8  思わずお話が横にそれましたが、詩集の中で「母」以外に「主題」というお作にも、いろいろ考えさせられました。
 小説や美術に主題があるように、人生にも主題がある、人生とは――、刹那と未来という白紙に坐して、自分の自画像を作り上げる労働である、と書いておられます。本当に人生というものは、そういうものであろうと思います。人生にも主題があるに違いありません。そしてその主題を完結させるために人の一生はあるのでありましょうし、言いかえれば、人生というものは、己が自画像を未来という白紙に描く盛んな営みに他ならないでありましょう。

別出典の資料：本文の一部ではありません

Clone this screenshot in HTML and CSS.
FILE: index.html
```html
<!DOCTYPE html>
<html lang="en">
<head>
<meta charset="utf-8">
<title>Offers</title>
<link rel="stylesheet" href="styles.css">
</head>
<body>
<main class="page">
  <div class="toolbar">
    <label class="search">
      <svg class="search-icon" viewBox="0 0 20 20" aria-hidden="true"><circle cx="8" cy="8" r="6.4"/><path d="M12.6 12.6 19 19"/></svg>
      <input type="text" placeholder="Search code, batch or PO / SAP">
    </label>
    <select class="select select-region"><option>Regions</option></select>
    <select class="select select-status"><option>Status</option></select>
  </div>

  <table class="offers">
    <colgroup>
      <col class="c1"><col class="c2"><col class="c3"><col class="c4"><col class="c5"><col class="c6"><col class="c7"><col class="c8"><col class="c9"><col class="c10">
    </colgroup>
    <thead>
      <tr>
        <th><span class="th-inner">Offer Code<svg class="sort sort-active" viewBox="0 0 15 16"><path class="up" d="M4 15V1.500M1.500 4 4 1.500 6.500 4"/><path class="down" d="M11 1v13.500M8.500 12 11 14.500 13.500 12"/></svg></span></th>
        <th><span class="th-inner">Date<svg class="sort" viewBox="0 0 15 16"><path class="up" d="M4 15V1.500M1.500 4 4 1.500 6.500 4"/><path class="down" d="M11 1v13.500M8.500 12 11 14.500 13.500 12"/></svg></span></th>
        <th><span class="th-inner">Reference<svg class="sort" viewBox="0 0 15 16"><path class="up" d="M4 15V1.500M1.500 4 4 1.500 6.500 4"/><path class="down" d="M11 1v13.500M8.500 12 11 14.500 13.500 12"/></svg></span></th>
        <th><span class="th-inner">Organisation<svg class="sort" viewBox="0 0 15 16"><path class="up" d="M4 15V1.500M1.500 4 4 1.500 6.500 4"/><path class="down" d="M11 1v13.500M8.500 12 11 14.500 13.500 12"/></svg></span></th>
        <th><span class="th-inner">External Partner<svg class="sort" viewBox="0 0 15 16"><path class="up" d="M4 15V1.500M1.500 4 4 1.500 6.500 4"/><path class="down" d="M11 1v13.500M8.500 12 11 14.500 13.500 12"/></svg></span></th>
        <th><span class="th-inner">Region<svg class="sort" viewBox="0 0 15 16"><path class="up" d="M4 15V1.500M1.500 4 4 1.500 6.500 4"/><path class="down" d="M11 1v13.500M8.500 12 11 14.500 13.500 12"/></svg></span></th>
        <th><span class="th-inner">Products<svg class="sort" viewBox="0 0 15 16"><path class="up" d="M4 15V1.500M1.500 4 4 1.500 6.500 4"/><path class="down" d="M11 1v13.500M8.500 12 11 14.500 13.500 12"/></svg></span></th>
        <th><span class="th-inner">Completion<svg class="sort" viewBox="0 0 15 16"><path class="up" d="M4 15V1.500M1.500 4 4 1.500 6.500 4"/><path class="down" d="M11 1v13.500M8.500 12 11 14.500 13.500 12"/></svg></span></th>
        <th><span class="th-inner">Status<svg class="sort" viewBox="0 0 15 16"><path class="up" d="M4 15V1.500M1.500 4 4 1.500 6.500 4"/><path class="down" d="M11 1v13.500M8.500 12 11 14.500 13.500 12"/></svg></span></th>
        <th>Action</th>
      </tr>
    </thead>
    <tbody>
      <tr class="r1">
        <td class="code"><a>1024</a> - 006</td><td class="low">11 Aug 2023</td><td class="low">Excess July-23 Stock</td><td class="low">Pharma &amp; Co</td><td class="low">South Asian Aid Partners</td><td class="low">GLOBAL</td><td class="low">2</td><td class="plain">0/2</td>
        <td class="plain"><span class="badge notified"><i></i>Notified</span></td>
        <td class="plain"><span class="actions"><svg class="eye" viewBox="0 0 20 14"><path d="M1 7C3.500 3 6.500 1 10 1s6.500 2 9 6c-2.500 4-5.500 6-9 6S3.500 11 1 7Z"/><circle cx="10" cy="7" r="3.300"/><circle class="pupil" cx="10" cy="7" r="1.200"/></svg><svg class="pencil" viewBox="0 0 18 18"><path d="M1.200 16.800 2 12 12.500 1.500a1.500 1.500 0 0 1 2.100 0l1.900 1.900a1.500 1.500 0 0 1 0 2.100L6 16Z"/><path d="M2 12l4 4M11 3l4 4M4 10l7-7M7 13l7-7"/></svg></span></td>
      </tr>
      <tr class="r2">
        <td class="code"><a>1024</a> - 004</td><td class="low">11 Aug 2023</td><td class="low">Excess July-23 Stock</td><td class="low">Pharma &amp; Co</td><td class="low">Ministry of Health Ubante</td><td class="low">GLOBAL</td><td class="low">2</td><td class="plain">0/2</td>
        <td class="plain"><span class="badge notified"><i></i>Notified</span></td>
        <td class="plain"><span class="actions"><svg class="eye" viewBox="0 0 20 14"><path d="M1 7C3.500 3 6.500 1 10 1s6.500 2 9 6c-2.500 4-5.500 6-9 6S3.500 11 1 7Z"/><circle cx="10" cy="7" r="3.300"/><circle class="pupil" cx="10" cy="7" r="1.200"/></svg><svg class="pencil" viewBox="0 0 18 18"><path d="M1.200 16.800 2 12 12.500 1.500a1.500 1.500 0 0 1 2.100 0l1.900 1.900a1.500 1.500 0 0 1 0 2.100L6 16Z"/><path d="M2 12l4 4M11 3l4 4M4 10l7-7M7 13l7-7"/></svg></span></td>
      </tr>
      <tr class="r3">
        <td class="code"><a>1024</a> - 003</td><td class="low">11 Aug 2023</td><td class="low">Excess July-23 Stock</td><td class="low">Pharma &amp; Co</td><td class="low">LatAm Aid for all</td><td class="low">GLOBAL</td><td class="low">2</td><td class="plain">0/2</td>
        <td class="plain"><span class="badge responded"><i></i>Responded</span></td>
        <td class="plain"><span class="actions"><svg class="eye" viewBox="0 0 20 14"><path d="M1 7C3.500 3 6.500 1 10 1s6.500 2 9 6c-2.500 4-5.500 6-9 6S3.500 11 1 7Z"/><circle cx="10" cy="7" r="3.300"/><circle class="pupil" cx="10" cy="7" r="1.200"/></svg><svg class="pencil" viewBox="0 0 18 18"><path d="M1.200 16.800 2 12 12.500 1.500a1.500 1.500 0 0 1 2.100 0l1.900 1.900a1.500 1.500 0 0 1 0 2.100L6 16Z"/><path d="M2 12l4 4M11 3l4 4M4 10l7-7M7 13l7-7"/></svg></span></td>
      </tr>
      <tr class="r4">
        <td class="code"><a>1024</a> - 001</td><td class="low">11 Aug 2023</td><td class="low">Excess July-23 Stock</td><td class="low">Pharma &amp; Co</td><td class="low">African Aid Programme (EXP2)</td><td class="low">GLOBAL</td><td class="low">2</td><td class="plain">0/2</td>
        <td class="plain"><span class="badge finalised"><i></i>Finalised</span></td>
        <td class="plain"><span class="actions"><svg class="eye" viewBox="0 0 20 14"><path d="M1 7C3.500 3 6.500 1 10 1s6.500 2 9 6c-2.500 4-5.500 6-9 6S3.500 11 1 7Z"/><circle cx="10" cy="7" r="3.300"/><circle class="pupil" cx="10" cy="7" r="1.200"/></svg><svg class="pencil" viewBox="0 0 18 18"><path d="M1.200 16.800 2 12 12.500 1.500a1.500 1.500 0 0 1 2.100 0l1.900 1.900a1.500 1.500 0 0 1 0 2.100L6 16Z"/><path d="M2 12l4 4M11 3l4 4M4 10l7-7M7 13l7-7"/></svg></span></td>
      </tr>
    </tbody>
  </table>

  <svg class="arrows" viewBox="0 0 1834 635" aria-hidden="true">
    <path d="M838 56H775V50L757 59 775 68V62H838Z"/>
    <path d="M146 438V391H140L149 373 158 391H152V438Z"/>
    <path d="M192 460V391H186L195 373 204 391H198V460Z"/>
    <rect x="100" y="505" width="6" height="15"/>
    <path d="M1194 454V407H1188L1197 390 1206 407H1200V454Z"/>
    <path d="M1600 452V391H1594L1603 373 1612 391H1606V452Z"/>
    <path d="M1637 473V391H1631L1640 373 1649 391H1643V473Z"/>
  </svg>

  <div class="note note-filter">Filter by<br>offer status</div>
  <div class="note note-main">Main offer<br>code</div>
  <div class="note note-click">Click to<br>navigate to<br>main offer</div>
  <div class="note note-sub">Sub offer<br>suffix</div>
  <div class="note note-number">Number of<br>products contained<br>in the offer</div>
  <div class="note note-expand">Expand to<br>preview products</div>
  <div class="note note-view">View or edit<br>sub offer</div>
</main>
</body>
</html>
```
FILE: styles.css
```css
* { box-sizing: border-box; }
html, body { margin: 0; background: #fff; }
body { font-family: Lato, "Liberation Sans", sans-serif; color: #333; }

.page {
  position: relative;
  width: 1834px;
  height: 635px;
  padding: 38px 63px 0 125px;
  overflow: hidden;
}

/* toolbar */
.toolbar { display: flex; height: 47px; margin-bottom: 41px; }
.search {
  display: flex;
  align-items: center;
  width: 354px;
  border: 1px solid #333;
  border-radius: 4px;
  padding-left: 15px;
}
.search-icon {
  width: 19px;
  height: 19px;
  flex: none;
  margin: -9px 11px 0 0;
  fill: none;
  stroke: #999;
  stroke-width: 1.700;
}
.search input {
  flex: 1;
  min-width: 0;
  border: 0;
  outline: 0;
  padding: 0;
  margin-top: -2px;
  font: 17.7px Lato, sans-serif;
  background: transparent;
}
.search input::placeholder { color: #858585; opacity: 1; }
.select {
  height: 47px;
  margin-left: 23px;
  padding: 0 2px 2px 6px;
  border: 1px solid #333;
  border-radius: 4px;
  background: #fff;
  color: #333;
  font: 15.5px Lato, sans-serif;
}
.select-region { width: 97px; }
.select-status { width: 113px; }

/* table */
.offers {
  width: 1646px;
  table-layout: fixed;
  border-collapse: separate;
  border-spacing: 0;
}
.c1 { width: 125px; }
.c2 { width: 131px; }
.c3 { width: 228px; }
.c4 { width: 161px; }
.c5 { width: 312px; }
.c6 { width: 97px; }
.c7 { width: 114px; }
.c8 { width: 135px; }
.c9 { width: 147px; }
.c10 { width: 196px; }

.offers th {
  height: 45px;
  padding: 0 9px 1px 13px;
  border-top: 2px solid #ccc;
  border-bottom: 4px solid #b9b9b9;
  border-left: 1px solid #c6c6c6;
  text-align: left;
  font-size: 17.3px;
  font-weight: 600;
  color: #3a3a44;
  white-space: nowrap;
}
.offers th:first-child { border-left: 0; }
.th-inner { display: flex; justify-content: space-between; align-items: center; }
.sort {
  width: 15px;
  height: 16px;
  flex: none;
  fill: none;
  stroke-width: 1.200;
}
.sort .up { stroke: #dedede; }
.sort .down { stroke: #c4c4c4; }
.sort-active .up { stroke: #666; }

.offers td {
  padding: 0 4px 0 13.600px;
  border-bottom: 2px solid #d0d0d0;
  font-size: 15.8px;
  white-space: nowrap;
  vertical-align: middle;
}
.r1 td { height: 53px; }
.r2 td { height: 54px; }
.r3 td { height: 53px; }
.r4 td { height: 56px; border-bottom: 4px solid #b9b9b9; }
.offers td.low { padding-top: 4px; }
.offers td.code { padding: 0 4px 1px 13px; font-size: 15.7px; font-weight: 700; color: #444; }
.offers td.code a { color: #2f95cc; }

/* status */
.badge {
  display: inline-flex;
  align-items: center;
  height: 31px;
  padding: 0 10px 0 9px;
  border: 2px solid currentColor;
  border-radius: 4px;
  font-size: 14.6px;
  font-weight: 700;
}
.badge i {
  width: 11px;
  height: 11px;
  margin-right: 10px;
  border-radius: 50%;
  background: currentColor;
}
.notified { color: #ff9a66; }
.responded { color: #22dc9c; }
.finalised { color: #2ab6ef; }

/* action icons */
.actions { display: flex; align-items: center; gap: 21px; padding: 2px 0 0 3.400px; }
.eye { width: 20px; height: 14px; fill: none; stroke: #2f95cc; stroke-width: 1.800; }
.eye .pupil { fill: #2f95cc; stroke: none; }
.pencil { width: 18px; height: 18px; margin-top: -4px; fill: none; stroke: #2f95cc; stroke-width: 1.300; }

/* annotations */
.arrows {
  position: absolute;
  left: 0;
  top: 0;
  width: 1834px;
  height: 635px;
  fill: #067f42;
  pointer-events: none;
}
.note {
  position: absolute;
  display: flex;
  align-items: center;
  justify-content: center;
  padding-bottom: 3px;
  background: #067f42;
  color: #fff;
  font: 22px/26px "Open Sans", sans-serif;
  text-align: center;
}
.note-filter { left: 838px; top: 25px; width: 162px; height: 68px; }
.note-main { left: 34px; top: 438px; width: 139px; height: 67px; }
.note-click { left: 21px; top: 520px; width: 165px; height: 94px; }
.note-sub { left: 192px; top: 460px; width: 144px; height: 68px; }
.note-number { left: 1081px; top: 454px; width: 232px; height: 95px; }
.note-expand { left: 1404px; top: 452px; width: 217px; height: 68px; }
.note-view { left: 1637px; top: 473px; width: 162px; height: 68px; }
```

 「主題」を拝見し、自分の人生の主題は何であろうかと思いました。それからまた、私の場合はまだ自分の自画像を描き上げていず、それを描き上げる途上にいることを思い、少からず勇気を覚えました。
 このほか「天才」について、「富士」について、それからまた他のご著書で、レオナルドの「モナ・リザ」にお触れになっておられますが、その「モナ・リザ」観について、何か申し上げてみたいと思っていましたが、長くなりますので他の機会にさせて頂きたいと思います。